変わりゆく世界(02)東大の入試問題と文科省の新しい対応がさりげなく真のグローバル教育を生成する
★東大の入試問題といっても、一般選抜ではなく、「外国学校卒業学生特別選考」の入試問題。留学生や帰国生を対象とする入学試験問題の話です。たとえば、2023年の文科二類の問題をみてみましょう。
「グローバル化が各国内の経済格差を拡大させることはしばしば指摘されてきた。では、グローバル化が経済格差を広げる経路としては、どのようなものが考えられるだろうか。可能な限り具体例を挙げながら説明しなさい。また、「グローバル化が各国内の経済格差を拡大する」という主張それ自体の妥当性についても、あなたの考えを述べなさい。」
★正解が1つではない問題ですね。東大の一般選抜には、このような問題は出題されません。グローバル化の現実的な問題点は多くの国内高校生でも大丈夫でしょう。しかしながら、「グローバル化が各国内の経済格差を拡大させる」というのは、一つのメンタルモデルであって、それをひっくり返すことは可能かもしれないという発想は、なかなか生まれてこないでしょう。
★なぜなら、国内に目を向けているだけでは、持てる者はどんどんリッチになり、持たざるものは、自分のもっているものまで奪われるという発想は、マタイ効果とまで言われていて、なかなかひっくり返すのは困難なように見えます。
★しかし、グローバル教育を受けている生徒は、マタイ効果がすでに聖書とは真逆の話を言っていることの先入観を疑う思考力を身につけています。この問題、「持てる者」の意味を読み替えるだけで、必ずしも妥当ではないと語ることができます。と同時にそれが難しい理由もみえてきます。そこの兼ね合いは、様々ですから、正解が1つではない問いとして、古典的であるけれど、現代性のある問いなのです。
★つまり、リベラルアーツや哲学の学びを、現代の問題に適用し、新しい考え方を生み出す思考力を問う問題です。
★知識・技能の適用ということはそういうことでしょう。
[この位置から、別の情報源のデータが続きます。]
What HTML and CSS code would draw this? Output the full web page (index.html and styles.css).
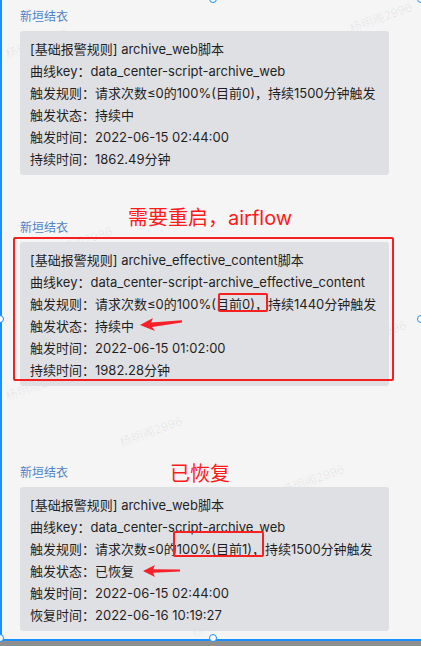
FILE: index.html
```html
<!DOCTYPE html>
<html lang="zh-CN">
<head>
<meta charset="utf-8">
<title>报警消息</title>
<link rel="stylesheet" href="styles.css">
</head>
<body>
<div class="frame">
  <div class="watermarks">
    <span class="wm wm-1">杨明阁2996</span>
    <span class="wm wm-2">杨明阁2996</span>
    <span class="wm wm-3">杨明阁2996</span>
    <span class="wm wm-4">杨明阁2996</span>
    <span class="wm wm-5">杨明阁2996</span>
    <span class="wm wm-6">杨明阁2996</span>
    <span class="wm wm-7">杨明阁2996</span>
    <span class="wm wm-8">杨明阁2996</span>
  </div>

  <section class="msg msg-1">
    <div class="sender">新垣结衣</div>
    <div class="card">
      <p>[基础报警规则] archive_web脚本</p>
      <p>曲线key：data_center-script-archive_web</p>
      <p>触发规则：请求次数≤0的100%(目前0)，持续1500分钟触发</p>
      <p>触发状态：持续中</p>
      <p>触发时间：2022-06-15 02:44:00</p>
      <p>持续时间：1862.49分钟</p>
    </div>
  </section>

  <section class="msg msg-2">
    <div class="sender">新垣结衣</div>
    <div class="card">
      <p>[基础报警规则] archive_effective_content脚本</p>
      <p>曲线key：data_center-script-archive_effective_content</p>
      <p>触发规则：请求次数≤0的100%(目前0)，持续1440分钟触发</p>
      <p>触发状态：持续中</p>
      <p>触发时间：2022-06-15 01:02:00</p>
      <p>持续时间：1982.28分钟</p>
    </div>
    <div class="note note-restart">需要重启，airflow</div>
    <div class="mark mark-card"></div>
    <div class="mark mark-rule-2"></div>
    <svg class="arrow arrow-2" viewBox="0 0 42 14" aria-hidden="true"><path d="M0 8 L13 1 L11 5.5 L42 3.2 L42 5.6 L12 10 L15 14 Z" fill="#f5202a"/></svg>
  </section>

  <section class="msg msg-3">
    <div class="sender">新垣结衣</div>
    <div class="card">
      <p>[基础报警规则] archive_web脚本</p>
      <p>曲线key：data_center-script-archive_web</p>
      <p>触发规则：请求次数≤0的100%(目前1)，持续1500分钟触发</p>
      <p>触发状态：已恢复</p>
      <p>触发时间：2022-06-15 02:44:00</p>
      <p>恢复时间：2022-06-16 10:19:27</p>
    </div>
    <div class="note note-recovered">已恢复</div>
    <div class="mark mark-rule-3"></div>
    <svg class="arrow arrow-3" viewBox="0 0 37 12" aria-hidden="true"><path d="M0 6 L12 0 L10 4.3 L37 4.6 L37 6.6 L10 7.8 L12 12 Z" fill="#f5202a"/></svg>
  </section>

  <span class="handle handle-top"></span>
  <span class="handle handle-topright"></span>
  <span class="handle handle-left"></span>
  <span class="handle handle-right"></span>
  <span class="handle handle-bottomleft"></span>
  <span class="handle handle-bottom"></span>
</div>
</body>
</html>
```

FILE: styles.css
```css
* { box-sizing: border-box; }

html, body {
  margin: 0;
  padding: 0;
}

body {
  width: 421px;
  height: 646px;
  overflow: hidden;
  background: #8f8f8f;
  font-family: Inter, "Noto Sans CJK SC", sans-serif;
}

.frame {
  position: relative;
  height: 641px;
  background: #f5f5f5;
  border-left: 2px solid #1890ff;
  border-bottom: 2px solid #1890ff;
  display: flex;
  flex-direction: column;
}

.msg {
  position: relative;
  padding-left: 18px;
}

.msg-1 { margin-top: 7px; }
.msg-2 { margin-top: 43px; }
.msg-3 { margin-top: 77px; }

.sender {
  font-size: 12px;
  line-height: 20px;
  height: 20px;
  color: #4f82c6;
  margin-bottom: 4px;
}

.card {
  width: 369px;
  background: #dfe0e4;
  border-radius: 3px;
  padding: 7px 10px 5px;
  color: #1f1f1f;
  font-size: 13px;
  line-height: 22px;
}

.card p {
  margin: 0;
  white-space: nowrap;
}

.note {
  position: absolute;
  color: #ff1a1a;
  font-size: 20px;
  line-height: 24px;
  white-space: nowrap;
}

.note-restart { left: 126px; top: -12px; }
.note-recovered { left: 168px; top: -1px; }

.mark {
  position: absolute;
  border: 2px solid #f62020;
  border-radius: 2px;
}

.mark-card { left: 11px; top: 19px; width: 381px; height: 144px; border-width: 2.5px; }
.mark-rule-2 { left: 216px; top: 75px; width: 50px; height: 19px; }
.mark-rule-3 { left: 171px; top: 68px; width: 91px; height: 26px; }

.arrow { position: absolute; }
.arrow-2 { left: 138px; top: 99px; width: 42px; height: 14px; }
.arrow-3 { left: 141px; top: 102px; width: 37px; height: 12px; }

.watermarks {
  position: absolute;
  inset: 0;
  overflow: hidden;
  pointer-events: none;
}

.wm {
  position: absolute;
  font-size: 12px;
  color: rgba(0, 0, 0, 0.07);
  transform: rotate(-20deg);
  white-space: nowrap;
}

.wm-1 { left: 346px; top: 8px; }
.wm-2 { left: 2px; top: 34px; }
.wm-3 { left: 46px; top: 232px; }
.wm-4 { left: 340px; top: 326px; }
.wm-5 { left: 2px; top: 376px; }
.wm-6 { left: 116px; top: 422px; }
.wm-7 { left: 278px; top: 470px; }
.wm-8 { left: 188px; top: 612px; }

.handle {
  position: absolute;
  width: 8px;
  height: 8px;
  border-radius: 50%;
  background: #fff;
  border: 1.5px solid #1890ff;
}

.handle-top { left: 207px; top: -5px; }
.handle-topright { left: 415px; top: -5px; }
.handle-left { left: -6px; top: 315px; }
.handle-right { left: 415px; top: 315px; }
.handle-bottomleft { left: -6px; top: 634px; }
.handle-bottom { left: 207px; top: 634px; }
```
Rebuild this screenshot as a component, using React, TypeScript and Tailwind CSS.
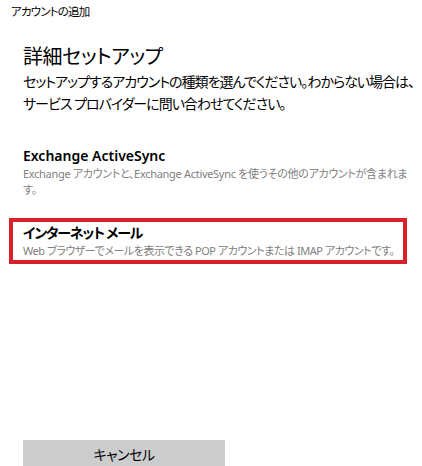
const font = "font-['Noto_Sans','Noto_Sans_CJK_JP',sans-serif] [font-feature-settings:'palt']";

export default function App() {
  return (
    <div className={`w-[422px] h-[466px] overflow-hidden bg-white text-black ${font}`}>
      <div className="pl-[11px] pt-[3px] text-[11.5px] leading-[18px] tracking-[-0.8px]">アカウントの追加</div>

      <div className="pl-[23px] mt-[22px]">
        <h1 className="text-[20px] leading-[28px] font-normal tracking-[-0.4px]">詳細セットアップ</h1>
        <p className="text-[14px] leading-[22px] tracking-[-1px] whitespace-nowrap">
          セットアップするアカウントの種類を選んでください。わからない場合は、
          <br />
          サービス プロバイダーに問い合わせてください。
        </p>
      </div>

      <div className="pl-[23px] mt-[31px]">
        <div className="text-[14px] leading-[20px] font-semibold">Exchange ActiveSync</div>
        <div className="text-[11px] leading-[16px] tracking-[-0.3px] text-[#808080] whitespace-nowrap">
          Exchange アカウントと、Exchange ActiveSync を使うその他のアカウントが含まれま
          <br />
          す。
        </div>
      </div>

      <div className="ml-[9px] mt-[20px] w-[398px] h-[46px] border-[4px] border-[#d9212c] pl-[10px] pt-[1px]">
        <div className="text-[14px] leading-[20px] font-semibold tracking-[-1.2px]">インターネット メール</div>
        <div className="text-[11px] leading-[16px] tracking-[-0.45px] text-[#808080] whitespace-nowrap">
          Web ブラウザーでメールを表示できる POP アカウントまたは IMAP アカウントです。
        </div>
      </div>

      <div className="pl-[23px] mt-[176px]">
        <button className="w-[202px] h-[32px] bg-[#cccccc] text-[14px] leading-[20px] tracking-[-0.5px] pb-[2px]">
          キャンセル
        </button>
      </div>
    </div>
  );
}
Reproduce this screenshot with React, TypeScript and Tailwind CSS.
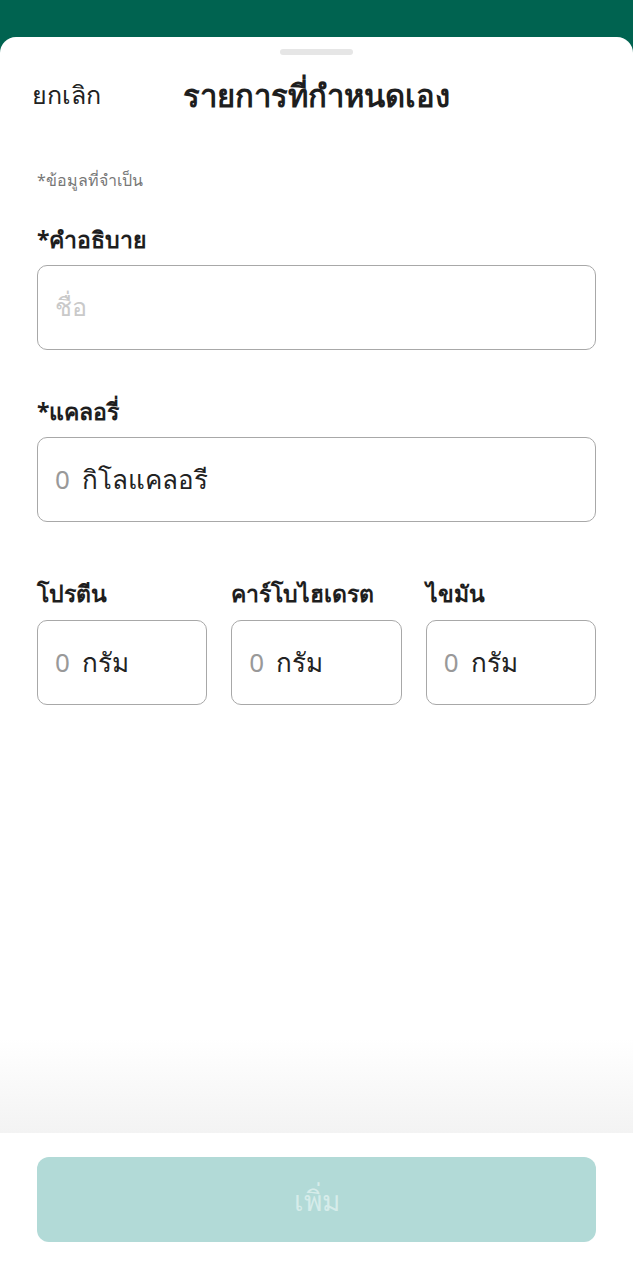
export default function App() {
  const font = { fontFamily: '"Noto Sans", "Liberation Sans", sans-serif' };
  const small = [
    { label: 'โปรตีน' },
    { label: 'คาร์โบไฮเดรต' },
    { label: 'ไขมัน' },
  ];
  return (
    <div className="w-[633px] h-[1280px] bg-[#006350] flex flex-col overflow-hidden" style={font}>
      <div className="h-[37px] shrink-0" />
      <div className="flex-1 bg-white rounded-t-[16px] flex flex-col relative">
        <div className="flex justify-center pt-[12px]">
          <div className="w-[73px] h-[6px] rounded-full bg-[#e6e6e6]" />
        </div>
        <div className="relative h-[60px] flex items-center px-[32px] mt-[10px]">
          <span className="text-[25px] text-[#222]">ยกเลิก</span>
          <span className="absolute left-0 right-0 text-center text-[31px] font-bold text-[#1e1e1e] pointer-events-none">
            รายการที่กำหนดเอง
          </span>
        </div>
        <div className="px-[37px] flex flex-col">
          <div className="mt-[43px] text-[16px] text-[#777]">*ข้อมูลที่จำเป็น</div>
          <div className="mt-[30px] text-[23px] font-bold text-[#1e1e1e]">*คำอธิบาย</div>
          <div className="mt-[8px] h-[85px] rounded-[10px] border-[1.5px] border-[#a8a8a8] flex items-center px-[17px]">
            <span className="text-[25px] text-[#c9c9c9]">ชื่อ</span>
          </div>
          <div className="mt-[44px] text-[23px] font-bold text-[#1e1e1e]">*แคลอรี่</div>
          <div className="mt-[9px] h-[85px] rounded-[10px] border-[1.5px] border-[#a8a8a8] flex items-center px-[17px] gap-[12px]">
            <span className="text-[26px] text-[#999]">0</span>
            <span className="text-[26px] text-[#222]">กิโลแคลอรี</span>
          </div>
          <div className="mt-[54px] grid grid-cols-3 gap-x-[24px]">
            {small.map((s) => (
              <div key={s.label} className="flex flex-col">
                <div className="text-[23px] font-bold text-[#1e1e1e]">{s.label}</div>
                <div className="mt-[9px] h-[85px] rounded-[10px] border-[1.5px] border-[#a8a8a8] flex items-center px-[17px] gap-[12px]">
                  <span className="text-[26px] text-[#999]">0</span>
                  <span className="text-[26px] text-[#222]">กรัม</span>
                </div>
              </div>
            ))}
          </div>
        </div>
        <div className="flex-1" />
        <div className="h-[95px] bg-gradient-to-b from-white to-[#f3f3f3]" />
        <div className="bg-white h-[147px] px-[37px] pt-[24px]">
          <div className="h-[85px] rounded-[12px] bg-[#b2dad7] flex items-center justify-center">
            <span className="text-[28px] text-[#d6ecea]">เพิ่ม</span>
          </div>
        </div>
      </div>
    </div>
  );
}
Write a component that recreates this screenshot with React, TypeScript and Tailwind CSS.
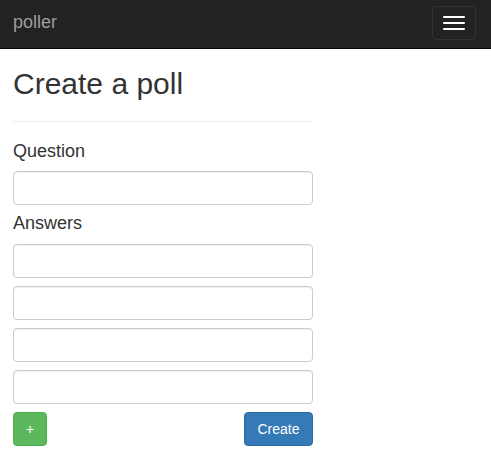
import React from 'react';

const inputClass =
  'block w-full h-[34px] rounded-[4px] border border-[#ccc] bg-white px-3 shadow-[inset_0_1px_1px_rgba(0,0,0,0.075)] outline-none';

const App: React.FC = () => {
  const answers = [0, 1, 2, 3];

  return (
    <div className="min-h-[466px] bg-white font-['Liberation_Sans',Arial,sans-serif] text-[14px] text-[#333]">
      <nav className="flex h-[49px] items-start justify-between border-b border-[#080808] bg-[#222] pl-[13px] pr-[15px]">
        <a className="mt-[9px] text-[18px] leading-[26px] text-[#9d9d9d]">poller</a>
        <button className="mt-[6px] flex h-[34px] w-[44px] flex-col items-center justify-center gap-[4px] rounded-[4px] border border-[#333]">
          <span className="block h-[2px] w-[22px] rounded-[1px] bg-white" />
          <span className="block h-[2px] w-[22px] rounded-[1px] bg-white" />
          <span className="block h-[2px] w-[22px] rounded-[1px] bg-white" />
        </button>
      </nav>

      <div className="w-[300px] ml-[13px]">
        <h1 className="mt-[18px] text-[30px] leading-[33px] font-normal">Create a poll</h1>
        <hr className="mt-[21px] border-0 border-t border-[#eee]" />

        <form>
          <label className="mt-[16px] block text-[18px] leading-[26px]">Question</label>
          <input className={`${inputClass} mt-[7px]`} />

          <label className="mt-[5px] block text-[18px] leading-[26px]">Answers</label>
          <div className="mt-[8px] flex flex-col gap-[8px]">
            {answers.map((i) => (
              <input key={i} className={inputClass} />
            ))}
          </div>

          <div className="mt-[8px] flex items-center justify-between">
            <button
              type="button"
              className="h-[34px] w-[34px] rounded-[4px] border border-[#4cae4c] bg-[#5cb85c] text-[14px] text-white"
            >
              +
            </button>
            <button
              type="button"
              className="h-[34px] w-[69px] rounded-[4px] border border-[#2e6da4] bg-[#337ab7] text-[14px] text-white"
            >
              Create
            </button>
          </div>
        </form>
      </div>
    </div>
  );
};

export default App;
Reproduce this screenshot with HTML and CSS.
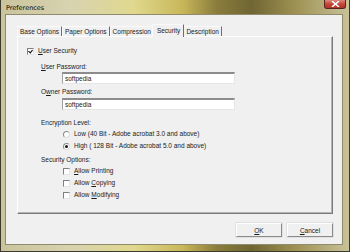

このような学びのスタイルを体験している帰国生や留学生だから、このような問題を出題しているわけで、このような学びのスタイルを体験していない国内生には、知識・技能の適用ではなく、活用方法までしか問わないのが一般選抜です。
★しかし、東大当局は、それでは、困るのです。この外国学校卒業学生特別選考」で入ってくる生徒は、1%ぐらいだからです。このような力が必要なのに、1%では少なすぎます。
★そのことをよくよく知っている文科省は、考えました。一般選抜は変えなくても、入ってから戦力になればよいのだから、高校のふだんの授業を「主体的・対話的で深い学び」にシフトし、「探究」もいれてしまおうと。実際、ここでは、総合型選抜というのもあるから、東大の上記のような問いを思考する機会がどんどん増えているのです。
★その結果、海外大学に挑戦してしまう生徒も出てきました。とはいっても、たとえば、開成でも1%から3%の生徒の話ですから、まだまだ普段の授業や探究が大切な機会となるのです。
★また、文科省は、国連や世界経済フォーラムから、日本の教育がインクルーシブ教育やエンパワーメント教育をやっていないではないかと指摘され、昨年からこれらの教育を見直しています。
★そして、このような動きはいずれにしても世界標準の話ですから、英語が必要になります。これもすでに、小5、6年で英語の教科化が実施されています。
★これらは全部、真のグロバール教育の構成要素です。しかしながら、一つ一つバラバラに発信されているので、まさか日本の社会が真のグローバル社会に向かっているのだとは、なかなか気づかないのです。
★しかし、2050年を超えたころから、今のままでは、日本人はサバイブできまない状況が目の前に広がります。そもそも日本語を話す人口が少なくなるのです。文化遺産として保存しなくてはならないぐらいになるでしょう。
★東大も文科省も、そのときのために、静かにさりげなく動いているのです。大きくかじを取ってみようとしたときもありましたが、現場からはさんざんでした。分散して統治するのが効果的ということでしょう。
★いずれにしても、着々と日本の教育は世界標準になっています。